Tuesday, 10 May 2011

A Central Theme in 'Mysterious Skin': Memories

Coping with Memories


Coping with memories is a major theme in this film for both characters must learn how to psychologically adapt to overcome the abuse done unto them by ‘coach.’ In this film, the boys must learn to accept and understand their past, a string of memories that ultimately shape who they became as young-adults.

Neil

Neil accepts the abuse and views it as an honor for such a decorated man loves, and pays special attention to him. Neil does not have a stable father figure in his life and frequently witnesses men treating his single mother as a sexual object. This is perhaps why Neil gravitates towards ‘coach’ and does not question the harm that is being done to him by his elder. Neil not only gains sexual gratification from his visits with ‘coach’ but also is rewarded with attention and junk food, the ultimate bait for an eight-year old boy. Through this trickery, young Neil identifies sex as an act that is worthy of compensation as is not taught the significance and risks of the deed, nor how to respect his body. Perhaps this is why Neil grows to prostitute himself and allows himself to be involved in sketchy, life threatening situations. Neil’s memories skew his sense of right and wrong and taint his innocence.
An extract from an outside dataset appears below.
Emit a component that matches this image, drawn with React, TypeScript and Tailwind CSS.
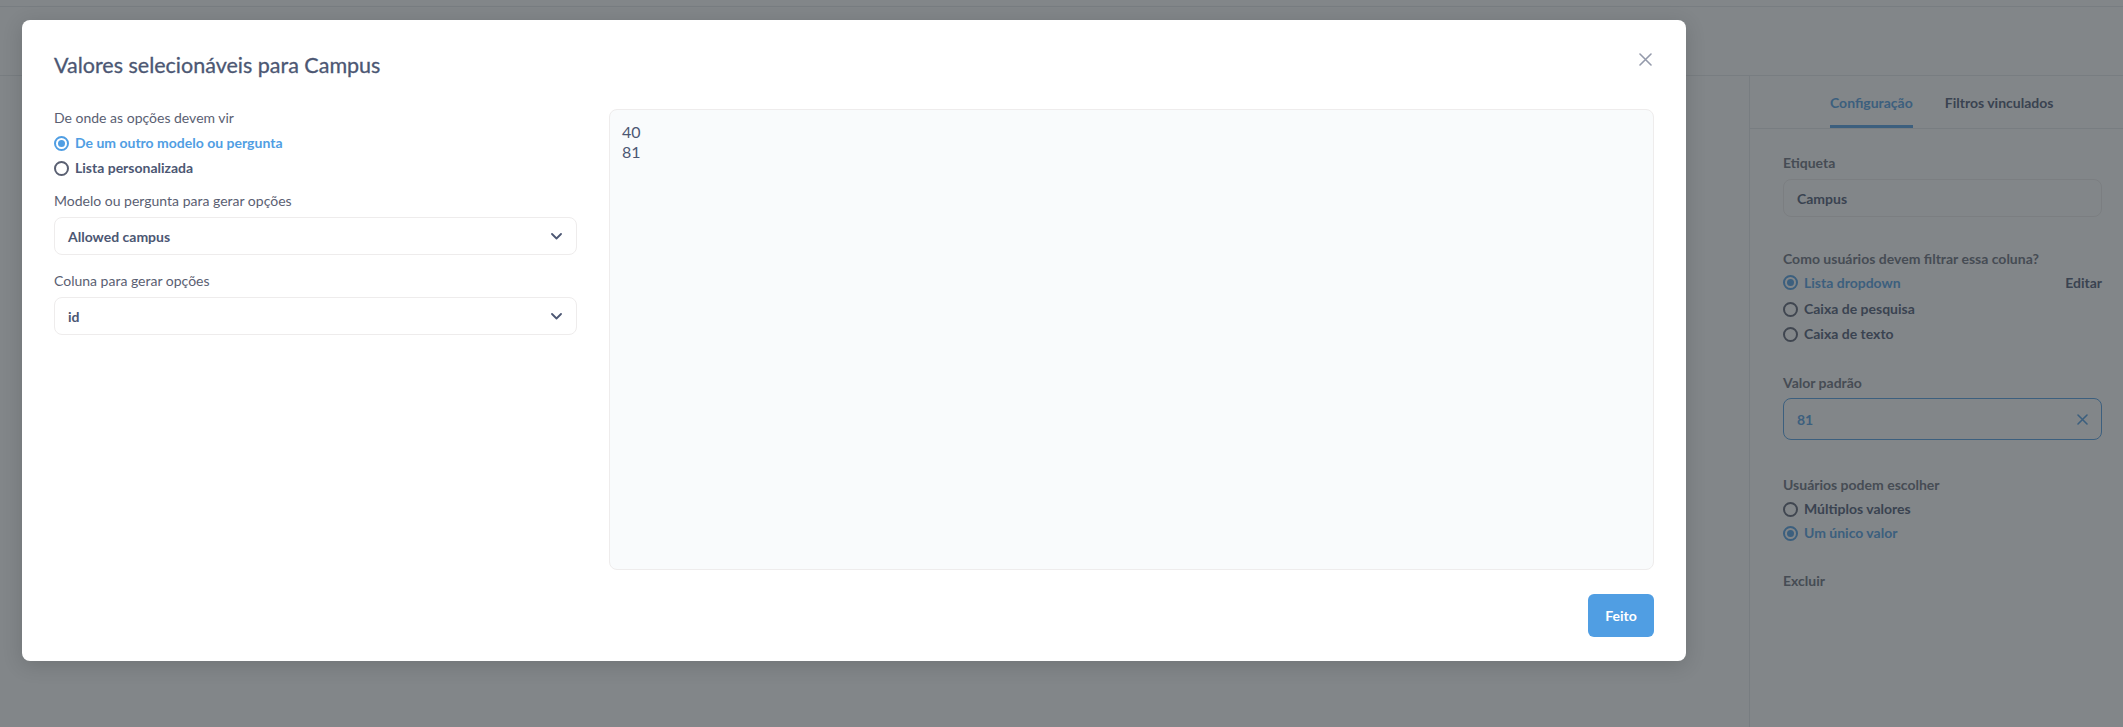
import React from "react";

function Radio({ label, checked }: { label: string; checked?: boolean }) {
  return (
    <div className="flex items-center h-[18px] gap-[6px]">
      <span
        className={
          checked
            ? "w-[15px] h-[15px] rounded-full border-2 border-[#509EE3] flex items-center justify-center"
            : "w-[15px] h-[15px] rounded-full border-2 border-[#5A6072]"
        }
      >
        {checked && <span className="w-[7px] h-[7px] rounded-full bg-[#509EE3]" />}
      </span>
      <span
        className={
          "text-[14px] leading-[18px] font-bold " + (checked ? "text-[#509EE3]" : "text-[#4C5773]")
        }
      >
        {label}
      </span>
    </div>
  );
}

function Chevron() {
  return (
    <svg width="11" height="7" viewBox="0 0 11 7" fill="none">
      <path d="M1 1l4.5 4.5L10 1" stroke="#4C5773" strokeWidth="1.8" strokeLinecap="round" strokeLinejoin="round" />
    </svg>
  );
}

function Select({ value }: { value: string }) {
  return (
    <div className="h-[38px] border border-[#EEECEC] rounded-[8px] bg-white flex items-center justify-between pl-[13px] pr-[14px]">
      <span className="text-[14px] font-bold text-[#4C5773]">{value}</span>
      <Chevron />
    </div>
  );
}

function Sidebar() {
  return (
    <aside className="w-[374px] border-l border-[#E6E8EB] flex flex-col">
      <div className="h-[53px] border-b border-[#E6E8EB] flex items-stretch pl-[80px] gap-[32px]">
        <div className="flex items-center border-b-[3px] border-[#509EE3] pt-[3px]">
          <span className="text-[14px] font-bold text-[#509EE3]">Configuração</span>
        </div>
        <div className="flex items-center">
          <span className="text-[14px] font-bold text-[#4C5773]">Filtros vinculados</span>
        </div>
      </div>
      <div className="pl-[33px] pr-[21px] pt-[25px] flex flex-col">
        <div className="text-[14px] leading-[18px] font-bold text-[#696E7B]">Etiqueta</div>
        <div className="mt-[7px] h-[38px] border border-[#EEECEC] rounded-[8px] flex items-center pl-[13px]">
          <span className="text-[14px] font-bold text-[#4C5773]">Campus</span>
        </div>
        <div className="mt-[33px] text-[14px] leading-[18px] font-bold text-[#696E7B]">
          Como usuários devem filtrar essa coluna?
        </div>
        <div className="mt-[4px] flex flex-col gap-[7px]">
          <div className="flex items-center justify-between">
            <Radio label="Lista dropdown" checked />
            <span className="text-[14px] font-bold text-[#4C5773]">Editar</span>
          </div>
          <Radio label="Caixa de pesquisa" />
          <Radio label="Caixa de texto" />
        </div>
        <div className="mt-[31px] text-[14px] leading-[18px] font-bold text-[#696E7B]">Valor padrão</div>
        <div className="mt-[6px] h-[42px] border border-[#509EE3] rounded-[8px] flex items-center justify-between pl-[13px] pr-[13px]">
          <span className="text-[14px] font-bold text-[#509EE3]">81</span>
          <svg width="11" height="11" viewBox="0 0 11 11" fill="none">
            <path d="M1 1l9 9M10 1l-9 9" stroke="#509EE3" strokeWidth="1.6" strokeLinecap="round" />
          </svg>
        </div>
        <div className="mt-[36px] text-[14px] leading-[18px] font-bold text-[#696E7B]">Usuários podem escolher</div>
        <div className="mt-[6px] flex flex-col gap-[6px]">
          <Radio label="Múltiplos valores" />
          <Radio label="Um único valor" checked />
        </div>
        <div className="mt-[30px] text-[14px] leading-[18px] font-bold text-[#696E7B]">Excluir</div>
      </div>
    </aside>
  );
}

export default function App() {
  return (
    <div className="relative w-full h-[727px] overflow-hidden bg-white font-['Lato','Noto_Sans',sans-serif]">
      {/* page behind the dialog */}
      <div className="h-[7px] border-b border-[#E6E8EB]" />
      <div className="h-[69px] border-b border-[#E6E8EB]" />
      <div className="flex h-[651px]">
        <div className="flex-1" />
        <Sidebar />
      </div>

      {/* backdrop */}
      <div className="absolute inset-0 bg-[rgba(46,53,59,0.6)]" />

      {/* dialog */}
      <div className="absolute left-[22px] top-[20px] w-[1664px] h-[641px] bg-white rounded-[8px] shadow-[0_4px_20px_rgba(0,0,0,0.15)] px-[32px] pt-[32px] pb-[24px] flex flex-col">
        <div className="flex items-center justify-between h-[26px] mb-[31px]">
          <h2 className="text-[21.5px] leading-[26px] font-normal text-[#4C5773] [-webkit-text-stroke:0.3px_#4C5773]">
            Valores selecionáveis para Campus
          </h2>
          <svg width="13" height="13" viewBox="0 0 13 13" fill="none" className="mr-[2px] -mt-[11px]">
            <path d="M1 1l11 11M12 1L1 12" stroke="#949AAB" strokeWidth="1.6" strokeLinecap="round" />
          </svg>
        </div>

        <div className="flex gap-[32px] h-[461px]">
          <div className="w-[523px] flex flex-col">
            <div className="text-[14px] leading-[18px] text-[#5A6072]">De onde as opções devem vir</div>
            <div className="mt-[7px] flex flex-col gap-[7px]">
              <Radio label="De um outro modelo ou pergunta" checked />
              <Radio label="Lista personalizada" />
            </div>
            <div className="mt-[15px] text-[14px] leading-[18px] text-[#5A6072]">Modelo ou pergunta para gerar opções</div>
            <div className="mt-[7px]">
              <Select value="Allowed campus" />
            </div>
            <div className="mt-[17px] text-[14px] leading-[18px] text-[#5A6072]">Coluna para gerar opções</div>
            <div className="mt-[7px]">
              <Select value="id" />
            </div>
          </div>
          <div className="flex-1 bg-[#F9FBFC] border border-[#EEECEC] rounded-[8px] pl-[12px] pt-[12px]">
            <div className="text-[16px] leading-[20px] text-[#4C5773]">40</div>
            <div className="text-[16px] leading-[20px] text-[#4C5773]">81</div>
          </div>
        </div>

        <div className="flex justify-end mt-[24px]">
          <button className="h-[43px] w-[66px] rounded-[6px] bg-[#509EE3] text-white text-[14px] font-bold">
            Feito
          </button>
        </div>
      </div>
    </div>
  );
}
He quickly loses all respect for himself and instead of having a heart he grows to have “a bottomless black hole” as Wendy, his best friend, explains.

Brian

While Neil accepts his abuse, Brian uses a conversion coping mechanism to overcome his. Conversion means that he transformed the traumatic events of his childhood into an entirely different and impossible situation. In this case, Brian convinces himself that he was abducted by aliens during his molestation. As a child he wet his bed and would get nosebleeds that reflected his fear and acted as his body’s physical response to it. However, unlike Neil, Brian cannot remember his sexual encounters with ‘coach’ and uses the alien abduction theory as a justification for his memory loss. However his young mind simply masked the incomprehensible abuse and converted into a more realistic situation for a child to fathom, regardless of its impossibility. Throughout his youth and teenage years, Brian is plagued by dreams in which a dark figure and another child are present, he uses these images as clues that ultimately leads him to Neil who enlightens him about his past. This connection allows Brian to accept what has happened and finally realize the toll the abuse took on his life. However, while Neil grew to profit from the act of sex, Brian feared it and became repulsed by it, as seen when his female friend, also a believer in extraterrestrial life, attempts to pleasure him and he panics in response. This intense reaction is a direct consequence of Brian’s knowledge of sexuality being limited to abuse and harm.